Oops – something goes wrong on the third example. We seem to have an infinite loop somewhere. Consider the sequence of computations if we try to compute a route from Boston to Providence:

     bost.hasRoute(prov)
  => worc.hasRoute(prov) // because edge from bost to worc
  => bost.hasRoute(prov) // because edge from worc to bost
  ...

By definition, functions by definition yield the same answer every time they are called on the same inputs. Once we hit the second use of bost.hasRoute(prov), we will attempt to compute the same answer, which tries to compute this route a third time, and so on.

But wait: we’ve never had this termination problem before. In the past, we’ve argued that following templates makes sure that you visit all the parts of a data structure and that you terminate. What changed? Mutation is what changed. If you create data only following data definitions (ie, no mutation), you cannot create cyclic data, so following the template can’t yield two identical calls to the same template function. Hence, functions terminate. Once you introduce mutation, however, we may end up calling template functions on the same data multiple times, and termination becomes an issue.

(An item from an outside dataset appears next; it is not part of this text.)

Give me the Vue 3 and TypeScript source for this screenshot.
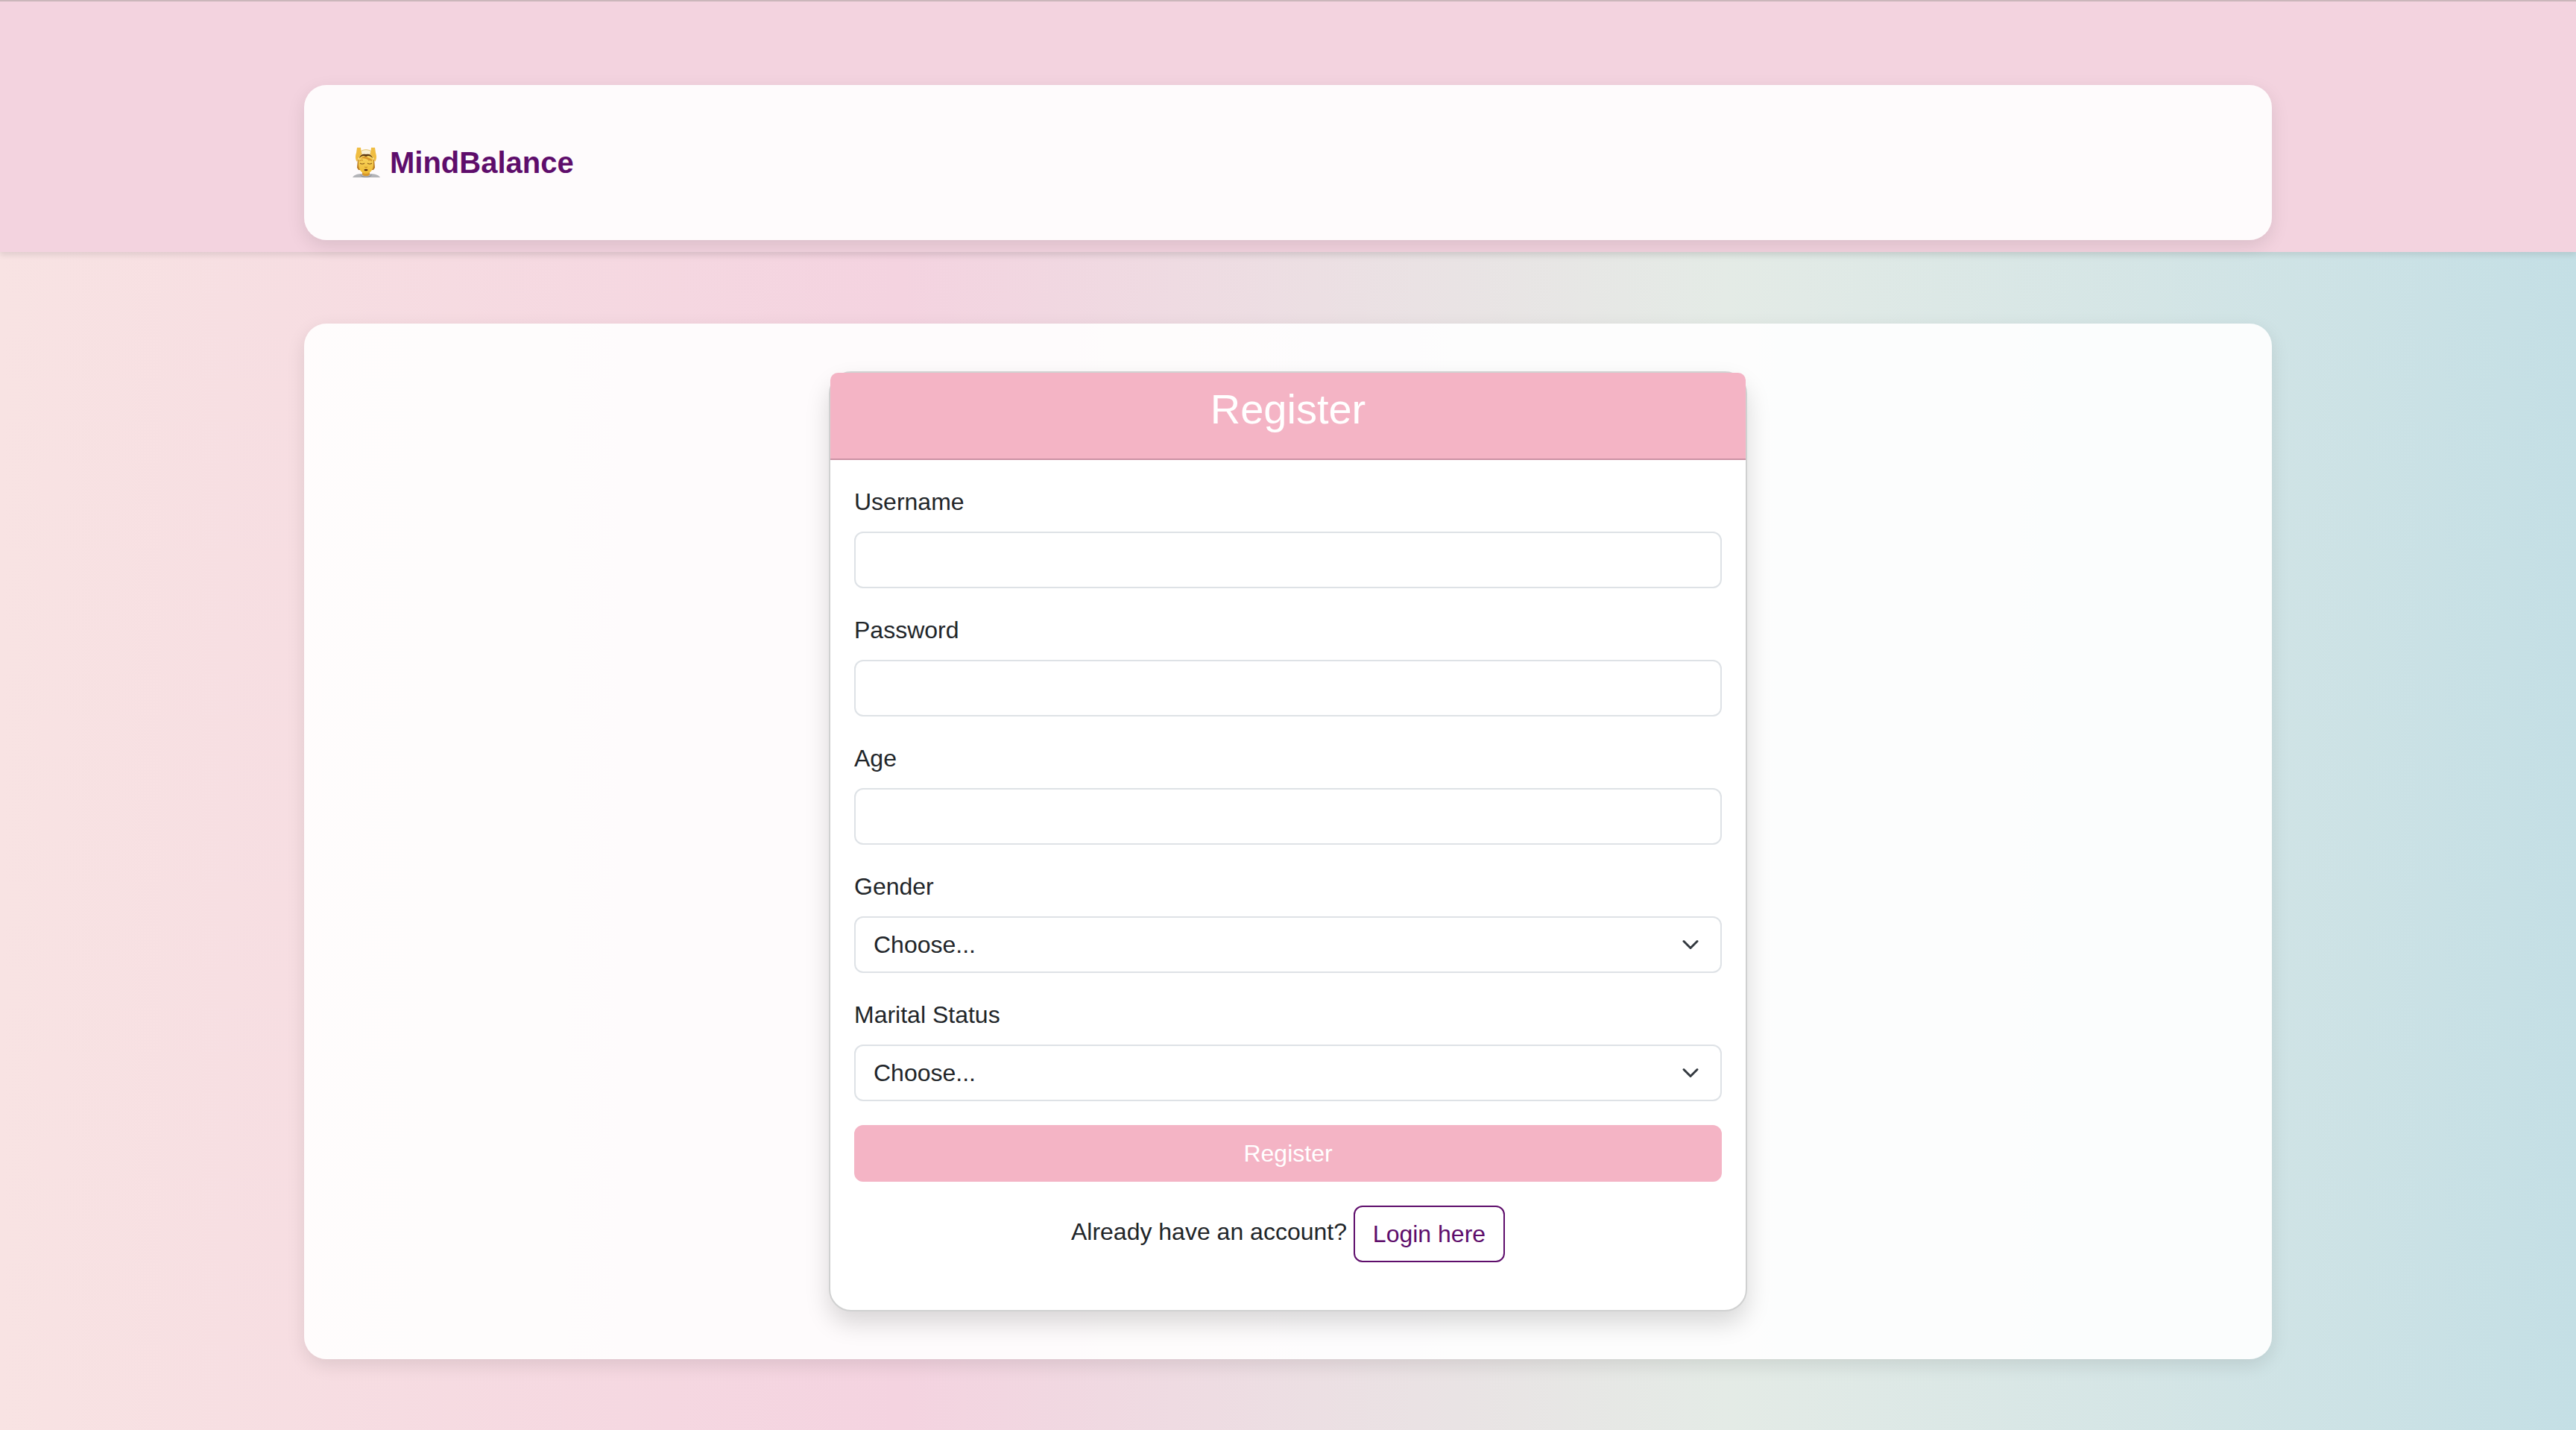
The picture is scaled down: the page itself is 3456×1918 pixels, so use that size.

In general, functions that do not follow templates or that involve cycle data require documentation arguing why they will terminate. Part of this argument involves adding data or code to guarantee termination. In the coming days, we’ll look at both how to achieve termination, and how to document it.

3 Summary

What have we seen so far today?

To create data with cycles, we need to initially create some datum without references, then modify the references later to get the cycles.
Graphs are a data structure formed of nodes and edges. There are many ways to implement graphs.
Once data is cyclic, programs might not terminate.